• _Required task_
Scan the lines below for the word "styled". Copy each line you find it in.

• _Recorded data_
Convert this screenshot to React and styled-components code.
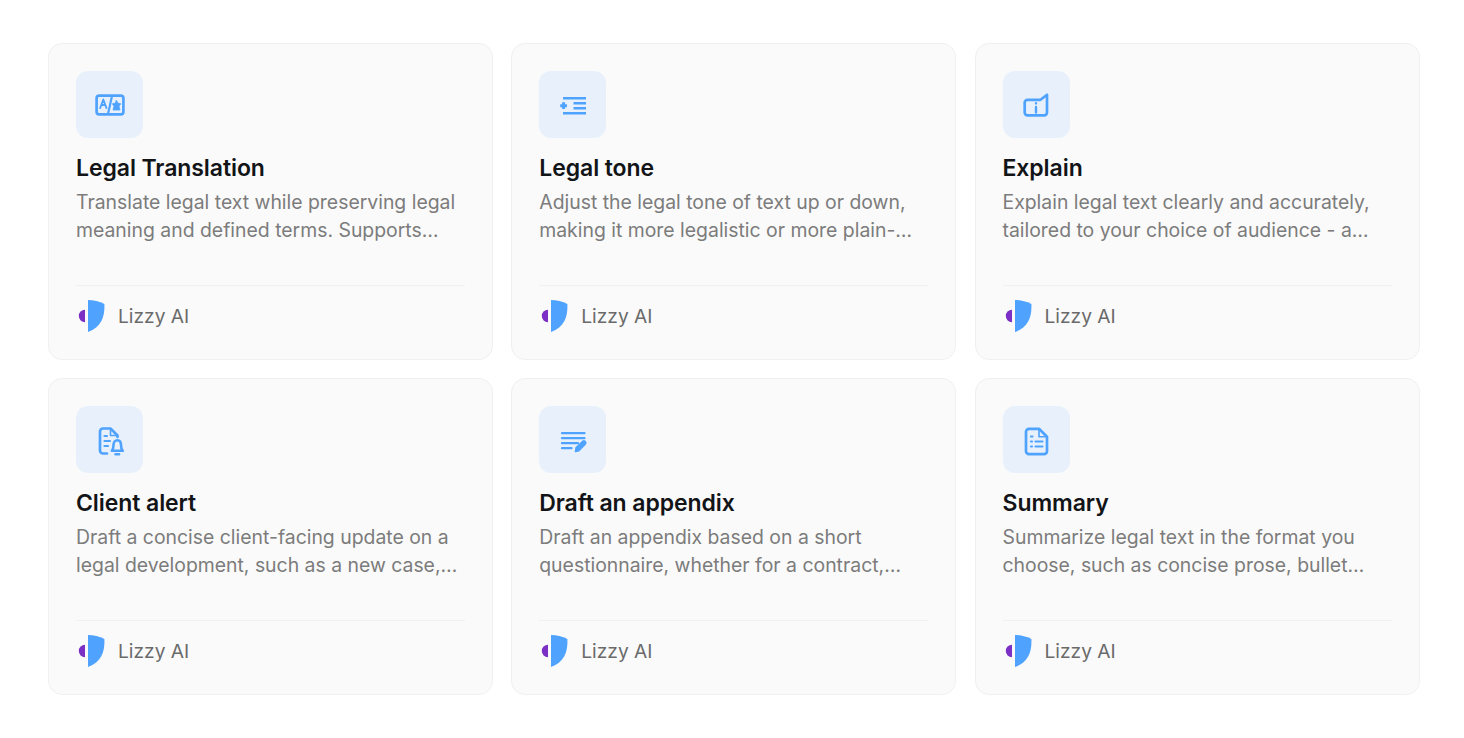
import React from 'react';
import styled, { createGlobalStyle } from 'styled-components';

const GlobalStyle = createGlobalStyle`
  body {
    margin: 0;
    background: #fff;
    font-family: Inter, "Liberation Sans", sans-serif;
  }
`;

const Grid = styled.div`
  display: grid;
  grid-template-columns: repeat(3, 1fr);
  grid-auto-rows: 317px;
  gap: 18px 18.25px;
  padding: 43px 44.5px 0 48px;
`;

const Card = styled.div`
  display: flex;
  flex-direction: column;
  box-sizing: border-box;
  padding: 27px 27px 0;
  background: #fafafa;
  border: 1px solid #f0f0f0;
  border-radius: 14px;
`;

const IconBox = styled.div`
  display: flex;
  align-items: center;
  justify-content: center;
  width: 67px;
  height: 67px;
  background: #e8f1fb;
  border-radius: 12px;
`;

const Title = styled.div`
  margin-top: 16px;
  font-size: 23px;
  line-height: 28px;
  font-weight: 600;
  letter-spacing: -0.08px;
  color: #121417;
`;

const Description = styled.div`
  margin-top: 6px;
  height: 56px;
  font-size: 19.4px;
  line-height: 28px;
  color: #7c7c7c;
`;

const Footer = styled.div`
  display: flex;
  align-items: center;
  gap: 13px;
  margin-top: 41px;
  padding-top: 13px;
  border-top: 1px solid #f1f1f1;
`;

const Author = styled.span`
  font-size: 19.2px;
  line-height: 32px;
  color: #6a6a6a;
`;

const Glyph = styled.svg.attrs((props) => ({
  viewBox: '0 0 32 32',
  fill: 'none',
  strokeWidth: props.$weight || 2.7,
}))`
  width: 32px;
  height: 32px;
  stroke: #4fa3ff;
  stroke-linecap: round;
  stroke-linejoin: round;
`;

const Logo = () => (
  <svg width="29" height="34" viewBox="0 0 29 34">
    <path d="M9 10.8A6.2 6.2 0 0 0 9 23.2Z" fill="#7b2fc4" />
    <path d="M12 1C17.5 1 23.5 2.4 28.4 5C29 18 25 28.5 12 33Z" fill="#4fa3ff" />
  </svg>
);

const TranslateIcon = () => (
  <Glyph>
    <rect x="2.6" y="6.6" width="26.8" height="18.8" rx="2.6" />
    <path d="M18 7L14 25" strokeWidth="2.2" />
    <path d="M6.2 19L9.3 10.5L12.4 19M7.4 16H11.2" strokeWidth="1.9" />
    <path d="M22.5 11.5L24 14.2L26.8 14.8L25 17.2L26 21H19L20 17.2L18.3 14.8L21 14.2Z" fill="#4fa3ff" strokeWidth="0.8" />
  </Glyph>
);

const ToneIcon = () => (
  <Glyph $weight={2.4}>
    <path d="M6 9.2H29M16.5 14.2H29M16.5 19.2H29M6 24.2H29" strokeLinecap="butt" />
    <path d="M3.2 16.7H10M6.6 13.3V20.1" strokeWidth="3" strokeLinecap="butt" />
  </Glyph>
);

const ExplainIcon = () => (
  <Glyph>
    <path d="M7.5 10.8H20.5L27 5.8V23.5A2.8 2.8 0 0 1 24.2 26.3H7.5A2.8 2.8 0 0 1 4.7 23.5V13.6A2.8 2.8 0 0 1 7.5 10.8Z" />
    <path d="M16 18V23.5M16 14.3V14.4" strokeWidth="2.4" />
  </Glyph>
);

const AlertIcon = () => (
  <Glyph>
    <path d="M13 29.5H9A3 3 0 0 1 6 26.5V7.5A3 3 0 0 1 9 4.5H16.5L23.5 11.5V13" />
    <path d="M16.5 5V11.5H23" strokeWidth="1.6" />
    <path d="M10.5 12H13M10.5 17H16M10.5 22H14" strokeWidth="2.2" />
    <path d="M17.8 26.8C19.5 25 19.5 23.5 19.5 21C19.5 18 21.2 16.2 23.3 16.2C25.4 16.2 27 18 27 21C27 23.5 27 25 28.8 26.8Z" strokeWidth="2.6" />
    <path d="M21.6 30.3H25" strokeWidth="2.6" />
  </Glyph>
);

const DraftIcon = () => (
  <Glyph>
    <path d="M5 9.2H27.5M5 14.2H27.5M5 19.2H21M5 24.2H14.5" strokeWidth="2.3" />
    <path d="M18.5 27.5L19 23.8L25.5 17.5C26.4 16.7 27.4 16.7 28.2 17.5C29 18.3 29 19.3 28.2 20.1L21.8 26.7Z" fill="#4fa3ff" strokeWidth="1.6" />
  </Glyph>
);

const SummaryIcon = () => (
  <Glyph>
    <path d="M9 4.8H19L27 12.8V27.2A3 3 0 0 1 24 30.2H9A3 3 0 0 1 6 27.2V7.8A3 3 0 0 1 9 4.8Z" />
    <path d="M19 5V12.8H26.8" strokeWidth="1.6" />
    <path d="M11 12.5H12.5M11 17.5H12M11 22.5H12M15.5 17.5H22.5M15.5 22.5H22.5" strokeWidth="2.2" />
  </Glyph>
);

const cards = [
  {
    id: 'translation',
    icon: <TranslateIcon />,
    title: 'Legal Translation',
    text: 'Translate legal text while preserving legal meaning and defined terms. Supports…',
  },
  {
    id: 'tone',
    icon: <ToneIcon />,
    title: 'Legal tone',
    text: 'Adjust the legal tone of text up or down, making it more legalistic or more plain-…',
  },
  {
    id: 'explain',
    icon: <ExplainIcon />,
    title: 'Explain',
    text: 'Explain legal text clearly and accurately, tailored to your choice of audience - a…',
  },
  {
    id: 'alert',
    icon: <AlertIcon />,
    title: 'Client alert',
    text: 'Draft a concise client-facing update on a legal development, such as a new case,…',
  },
  {
    id: 'appendix',
    icon: <DraftIcon />,
    title: 'Draft an appendix',
    text: 'Draft an appendix based on a short questionnaire, whether for a contract,…',
  },
  {
    id: 'summary',
    icon: <SummaryIcon />,
    title: 'Summary',
    text: 'Summarize legal text in the format you choose, such as concise prose, bullet…',
  },
];

const App = () => (
  <>
    <GlobalStyle />
    <Grid>
      {cards.map((card) => (
        <Card key={card.id}>
          <IconBox>{card.icon}</IconBox>
          <Title>{card.title}</Title>
          <Description>{card.text}</Description>
          <Footer>
            <Logo />
            <Author>Lizzy AI</Author>
          </Footer>
        </Card>
      ))}
    </Grid>
  </>
);

export default App;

• _Worked answer_
Convert this screenshot to React and styled-components code.
import styled, { createGlobalStyle } from 'styled-components';
const Grid = styled.div`
const Card = styled.div`
const IconBox = styled.div`
const Title = styled.div`
const Description = styled.div`
const Footer = styled.div`
const Author = styled.span`
const Glyph = styled.svg.attrs((props) => ({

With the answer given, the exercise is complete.